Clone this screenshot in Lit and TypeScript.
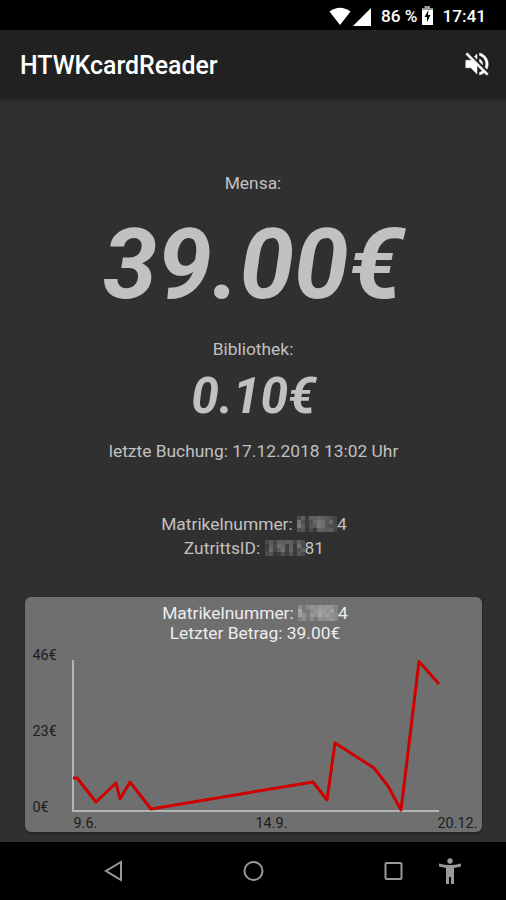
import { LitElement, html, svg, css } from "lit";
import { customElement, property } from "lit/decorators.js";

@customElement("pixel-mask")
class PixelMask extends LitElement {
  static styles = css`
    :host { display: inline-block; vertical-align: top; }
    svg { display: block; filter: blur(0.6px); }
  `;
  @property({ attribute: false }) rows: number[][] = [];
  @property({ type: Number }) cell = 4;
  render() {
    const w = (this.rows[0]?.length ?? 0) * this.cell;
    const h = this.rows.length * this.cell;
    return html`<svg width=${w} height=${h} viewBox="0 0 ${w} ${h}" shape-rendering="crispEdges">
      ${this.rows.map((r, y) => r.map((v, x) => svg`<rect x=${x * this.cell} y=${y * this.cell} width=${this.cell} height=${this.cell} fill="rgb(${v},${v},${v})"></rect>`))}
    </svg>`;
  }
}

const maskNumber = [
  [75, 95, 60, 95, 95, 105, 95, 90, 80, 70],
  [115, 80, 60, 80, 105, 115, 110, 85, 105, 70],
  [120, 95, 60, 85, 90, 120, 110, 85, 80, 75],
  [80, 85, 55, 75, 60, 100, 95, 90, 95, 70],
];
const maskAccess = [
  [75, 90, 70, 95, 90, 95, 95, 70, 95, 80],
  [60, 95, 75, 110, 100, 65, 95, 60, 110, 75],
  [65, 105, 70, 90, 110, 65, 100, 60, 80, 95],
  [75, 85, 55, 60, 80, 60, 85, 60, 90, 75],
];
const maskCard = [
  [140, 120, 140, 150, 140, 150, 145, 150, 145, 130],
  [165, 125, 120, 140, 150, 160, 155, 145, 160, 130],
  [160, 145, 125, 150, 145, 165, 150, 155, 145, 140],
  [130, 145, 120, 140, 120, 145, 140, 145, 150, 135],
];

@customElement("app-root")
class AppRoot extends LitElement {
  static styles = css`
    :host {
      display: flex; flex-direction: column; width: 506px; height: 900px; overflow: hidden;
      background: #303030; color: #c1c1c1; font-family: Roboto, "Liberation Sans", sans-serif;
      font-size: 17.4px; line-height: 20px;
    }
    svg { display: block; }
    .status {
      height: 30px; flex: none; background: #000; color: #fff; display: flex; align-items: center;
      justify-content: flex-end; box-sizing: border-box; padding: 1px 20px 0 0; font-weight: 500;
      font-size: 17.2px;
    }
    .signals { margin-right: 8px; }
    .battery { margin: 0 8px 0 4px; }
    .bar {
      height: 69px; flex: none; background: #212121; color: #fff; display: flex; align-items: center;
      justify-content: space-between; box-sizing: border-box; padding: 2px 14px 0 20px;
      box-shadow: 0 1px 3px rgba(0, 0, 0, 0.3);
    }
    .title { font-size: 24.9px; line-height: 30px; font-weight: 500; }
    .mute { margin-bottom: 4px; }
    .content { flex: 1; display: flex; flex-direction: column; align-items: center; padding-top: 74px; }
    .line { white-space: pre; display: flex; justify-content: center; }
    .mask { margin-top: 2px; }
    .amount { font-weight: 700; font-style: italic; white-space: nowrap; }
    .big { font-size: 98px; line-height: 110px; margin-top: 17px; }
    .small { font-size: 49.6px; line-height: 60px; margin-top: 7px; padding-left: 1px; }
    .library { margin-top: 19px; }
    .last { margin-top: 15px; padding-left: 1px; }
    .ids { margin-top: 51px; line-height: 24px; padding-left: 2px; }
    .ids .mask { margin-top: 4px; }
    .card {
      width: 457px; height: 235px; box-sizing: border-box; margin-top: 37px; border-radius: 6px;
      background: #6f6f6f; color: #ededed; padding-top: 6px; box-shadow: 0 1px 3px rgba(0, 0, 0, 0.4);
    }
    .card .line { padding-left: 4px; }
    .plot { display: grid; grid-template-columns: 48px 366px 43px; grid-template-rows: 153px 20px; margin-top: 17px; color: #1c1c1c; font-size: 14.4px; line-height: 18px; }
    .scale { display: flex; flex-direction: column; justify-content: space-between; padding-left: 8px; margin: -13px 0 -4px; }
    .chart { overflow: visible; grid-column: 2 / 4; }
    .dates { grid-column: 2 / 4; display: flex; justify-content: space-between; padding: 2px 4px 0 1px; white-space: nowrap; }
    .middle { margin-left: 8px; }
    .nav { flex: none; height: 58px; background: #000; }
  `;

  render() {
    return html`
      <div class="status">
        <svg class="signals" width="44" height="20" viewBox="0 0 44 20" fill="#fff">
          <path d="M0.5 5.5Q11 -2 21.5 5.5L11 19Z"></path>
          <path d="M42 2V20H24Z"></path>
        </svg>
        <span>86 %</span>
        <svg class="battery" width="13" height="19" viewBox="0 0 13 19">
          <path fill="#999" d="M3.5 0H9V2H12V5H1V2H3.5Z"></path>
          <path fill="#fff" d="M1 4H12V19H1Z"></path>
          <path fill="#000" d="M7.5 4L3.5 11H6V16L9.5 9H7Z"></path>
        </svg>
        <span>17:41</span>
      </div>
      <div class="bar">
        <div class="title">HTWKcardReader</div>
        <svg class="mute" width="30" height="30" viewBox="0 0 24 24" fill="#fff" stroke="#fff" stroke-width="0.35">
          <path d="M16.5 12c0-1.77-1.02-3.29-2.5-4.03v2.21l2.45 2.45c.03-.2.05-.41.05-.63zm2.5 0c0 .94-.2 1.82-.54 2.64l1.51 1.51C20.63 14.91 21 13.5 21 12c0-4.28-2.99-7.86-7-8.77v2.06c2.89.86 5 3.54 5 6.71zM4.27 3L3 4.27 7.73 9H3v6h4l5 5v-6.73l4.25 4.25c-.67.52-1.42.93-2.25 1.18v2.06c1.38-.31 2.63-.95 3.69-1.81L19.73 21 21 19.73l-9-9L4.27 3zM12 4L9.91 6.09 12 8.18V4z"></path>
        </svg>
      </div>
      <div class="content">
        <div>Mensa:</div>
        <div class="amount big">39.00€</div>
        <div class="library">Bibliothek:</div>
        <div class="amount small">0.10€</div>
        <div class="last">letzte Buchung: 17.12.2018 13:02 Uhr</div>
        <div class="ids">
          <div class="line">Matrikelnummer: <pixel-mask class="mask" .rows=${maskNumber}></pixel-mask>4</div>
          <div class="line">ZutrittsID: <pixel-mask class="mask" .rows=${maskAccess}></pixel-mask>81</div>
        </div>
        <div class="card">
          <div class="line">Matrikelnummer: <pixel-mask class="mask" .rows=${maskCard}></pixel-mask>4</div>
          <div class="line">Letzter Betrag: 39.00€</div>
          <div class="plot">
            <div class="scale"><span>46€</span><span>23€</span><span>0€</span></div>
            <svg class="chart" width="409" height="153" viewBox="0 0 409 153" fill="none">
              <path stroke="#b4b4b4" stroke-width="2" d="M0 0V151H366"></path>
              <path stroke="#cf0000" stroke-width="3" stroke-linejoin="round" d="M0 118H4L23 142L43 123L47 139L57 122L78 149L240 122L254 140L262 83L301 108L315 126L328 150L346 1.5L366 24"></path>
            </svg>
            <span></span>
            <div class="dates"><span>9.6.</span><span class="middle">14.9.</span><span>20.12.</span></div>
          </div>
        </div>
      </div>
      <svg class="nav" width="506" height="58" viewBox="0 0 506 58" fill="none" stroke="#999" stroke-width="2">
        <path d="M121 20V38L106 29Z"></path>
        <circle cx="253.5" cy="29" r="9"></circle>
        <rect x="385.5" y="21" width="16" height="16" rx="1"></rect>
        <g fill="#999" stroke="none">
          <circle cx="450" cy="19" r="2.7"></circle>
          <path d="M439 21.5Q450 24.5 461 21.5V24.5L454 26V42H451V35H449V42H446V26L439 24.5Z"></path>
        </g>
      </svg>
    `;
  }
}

#####

■ Exercise goal
Print the listing above in full, exactly as written. Omit any pictures.

■ Answer below
Clone this screenshot in Lit and TypeScript.
import { LitElement, html, svg, css } from "lit";
import { customElement, property } from "lit/decorators.js";

@customElement("pixel-mask")
class PixelMask extends LitElement {
  static styles = css`
    :host { display: inline-block; vertical-align: top; }
    svg { display: block; filter: blur(0.6px); }
  `;
  @property({ attribute: false }) rows: number[][] = [];
  @property({ type: Number }) cell = 4;
  render() {
    const w = (this.rows[0]?.length ?? 0) * this.cell;
    const h = this.rows.length * this.cell;
    return html`<svg width=${w} height=${h} viewBox="0 0 ${w} ${h}" shape-rendering="crispEdges">
      ${this.rows.map((r, y) => r.map((v, x) => svg`<rect x=${x * this.cell} y=${y * this.cell} width=${this.cell} height=${this.cell} fill="rgb(${v},${v},${v})"></rect>`))}
    </svg>`;
  }
}

const maskNumber = [
  [75, 95, 60, 95, 95, 105, 95, 90, 80, 70],
  [115, 80, 60, 80, 105, 115, 110, 85, 105, 70],
  [120, 95, 60, 85, 90, 120, 110, 85, 80, 75],
  [80, 85, 55, 75, 60, 100, 95, 90, 95, 70],
];
const maskAccess = [
  [75, 90, 70, 95, 90, 95, 95, 70, 95, 80],
  [60, 95, 75, 110, 100, 65, 95, 60, 110, 75],
  [65, 105, 70, 90, 110, 65, 100, 60, 80, 95],
  [75, 85, 55, 60, 80, 60, 85, 60, 90, 75],
];
const maskCard = [
  [140, 120, 140, 150, 140, 150, 145, 150, 145, 130],
  [165, 125, 120, 140, 150, 160, 155, 145, 160, 130],
  [160, 145, 125, 150, 145, 165, 150, 155, 145, 140],
  [130, 145, 120, 140, 120, 145, 140, 145, 150, 135],
];

@customElement("app-root")
class AppRoot extends LitElement {
  static styles = css`
    :host {
      display: flex; flex-direction: column; width: 506px; height: 900px; overflow: hidden;
      background: #303030; color: #c1c1c1; font-family: Roboto, "Liberation Sans", sans-serif;
      font-size: 17.4px; line-height: 20px;
    }
    svg { display: block; }
    .status {
      height: 30px; flex: none; background: #000; color: #fff; display: flex; align-items: center;
      justify-content: flex-end; box-sizing: border-box; padding: 1px 20px 0 0; font-weight: 500;
      font-size: 17.2px;
    }
    .signals { margin-right: 8px; }
    .battery { margin: 0 8px 0 4px; }
    .bar {
      height: 69px; flex: none; background: #212121; color: #fff; display: flex; align-items: center;
      justify-content: space-between; box-sizing: border-box; padding: 2px 14px 0 20px;
      box-shadow: 0 1px 3px rgba(0, 0, 0, 0.3);
    }
    .title { font-size: 24.9px; line-height: 30px; font-weight: 500; }
    .mute { margin-bottom: 4px; }
    .content { flex: 1; display: flex; flex-direction: column; align-items: center; padding-top: 74px; }
    .line { white-space: pre; display: flex; justify-content: center; }
    .mask { margin-top: 2px; }
    .amount { font-weight: 700; font-style: italic; white-space: nowrap; }
    .big { font-size: 98px; line-height: 110px; margin-top: 17px; }
    .small { font-size: 49.6px; line-height: 60px; margin-top: 7px; padding-left: 1px; }
    .library { margin-top: 19px; }
    .last { margin-top: 15px; padding-left: 1px; }
    .ids { margin-top: 51px; line-height: 24px; padding-left: 2px; }
    .ids .mask { margin-top: 4px; }
    .card {
      width: 457px; height: 235px; box-sizing: border-box; margin-top: 37px; border-radius: 6px;
      background: #6f6f6f; color: #ededed; padding-top: 6px; box-shadow: 0 1px 3px rgba(0, 0, 0, 0.4);
    }
    .card .line { padding-left: 4px; }
    .plot { display: grid; grid-template-columns: 48px 366px 43px; grid-template-rows: 153px 20px; margin-top: 17px; color: #1c1c1c; font-size: 14.4px; line-height: 18px; }
    .scale { display: flex; flex-direction: column; justify-content: space-between; padding-left: 8px; margin: -13px 0 -4px; }
    .chart { overflow: visible; grid-column: 2 / 4; }
    .dates { grid-column: 2 / 4; display: flex; justify-content: space-between; padding: 2px 4px 0 1px; white-space: nowrap; }
    .middle { margin-left: 8px; }
    .nav { flex: none; height: 58px; background: #000; }
  `;

  render() {
    return html`
      <div class="status">
        <svg class="signals" width="44" height="20" viewBox="0 0 44 20" fill="#fff">
          <path d="M0.5 5.5Q11 -2 21.5 5.5L11 19Z"></path>
          <path d="M42 2V20H24Z"></path>
        </svg>
        <span>86 %</span>
        <svg class="battery" width="13" height="19" viewBox="0 0 13 19">
          <path fill="#999" d="M3.5 0H9V2H12V5H1V2H3.5Z"></path>
          <path fill="#fff" d="M1 4H12V19H1Z"></path>
          <path fill="#000" d="M7.5 4L3.5 11H6V16L9.5 9H7Z"></path>
        </svg>
        <span>17:41</span>
      </div>
      <div class="bar">
        <div class="title">HTWKcardReader</div>
        <svg class="mute" width="30" height="30" viewBox="0 0 24 24" fill="#fff" stroke="#fff" stroke-width="0.35">
          <path d="M16.5 12c0-1.77-1.02-3.29-2.5-4.03v2.21l2.45 2.45c.03-.2.05-.41.05-.63zm2.5 0c0 .94-.2 1.82-.54 2.64l1.51 1.51C20.63 14.91 21 13.5 21 12c0-4.28-2.99-7.86-7-8.77v2.06c2.89.86 5 3.54 5 6.71zM4.27 3L3 4.27 7.73 9H3v6h4l5 5v-6.73l4.25 4.25c-.67.52-1.42.93-2.25 1.18v2.06c1.38-.31 2.63-.95 3.69-1.81L19.73 21 21 19.73l-9-9L4.27 3zM12 4L9.91 6.09 12 8.18V4z"></path>
        </svg>
      </div>
      <div class="content">
        <div>Mensa:</div>
        <div class="amount big">39.00€</div>
        <div class="library">Bibliothek:</div>
        <div class="amount small">0.10€</div>
        <div class="last">letzte Buchung: 17.12.2018 13:02 Uhr</div>
        <div class="ids">
          <div class="line">Matrikelnummer: <pixel-mask class="mask" .rows=${maskNumber}></pixel-mask>4</div>
          <div class="line">ZutrittsID: <pixel-mask class="mask" .rows=${maskAccess}></pixel-mask>81</div>
        </div>
        <div class="card">
          <div class="line">Matrikelnummer: <pixel-mask class="mask" .rows=${maskCard}></pixel-mask>4</div>
          <div class="line">Letzter Betrag: 39.00€</div>
          <div class="plot">
            <div class="scale"><span>46€</span><span>23€</span><span>0€</span></div>
            <svg class="chart" width="409" height="153" viewBox="0 0 409 153" fill="none">
              <path stroke="#b4b4b4" stroke-width="2" d="M0 0V151H366"></path>
              <path stroke="#cf0000" stroke-width="3" stroke-linejoin="round" d="M0 118H4L23 142L43 123L47 139L57 122L78 149L240 122L254 140L262 83L301 108L315 126L328 150L346 1.5L366 24"></path>
            </svg>
            <span></span>
            <div class="dates"><span>9.6.</span><span class="middle">14.9.</span><span>20.12.</span></div>
          </div>
        </div>
      </div>
      <svg class="nav" width="506" height="58" viewBox="0 0 506 58" fill="none" stroke="#999" stroke-width="2">
        <path d="M121 20V38L106 29Z"></path>
        <circle cx="253.5" cy="29" r="9"></circle>
        <rect x="385.5" y="21" width="16" height="16" rx="1"></rect>
        <g fill="#999" stroke="none">
          <circle cx="450" cy="19" r="2.7"></circle>
          <path d="M439 21.5Q450 24.5 461 21.5V24.5L454 26V42H451V35H449V42H446V26L439 24.5Z"></path>
        </g>
      </svg>
    `;
  }
}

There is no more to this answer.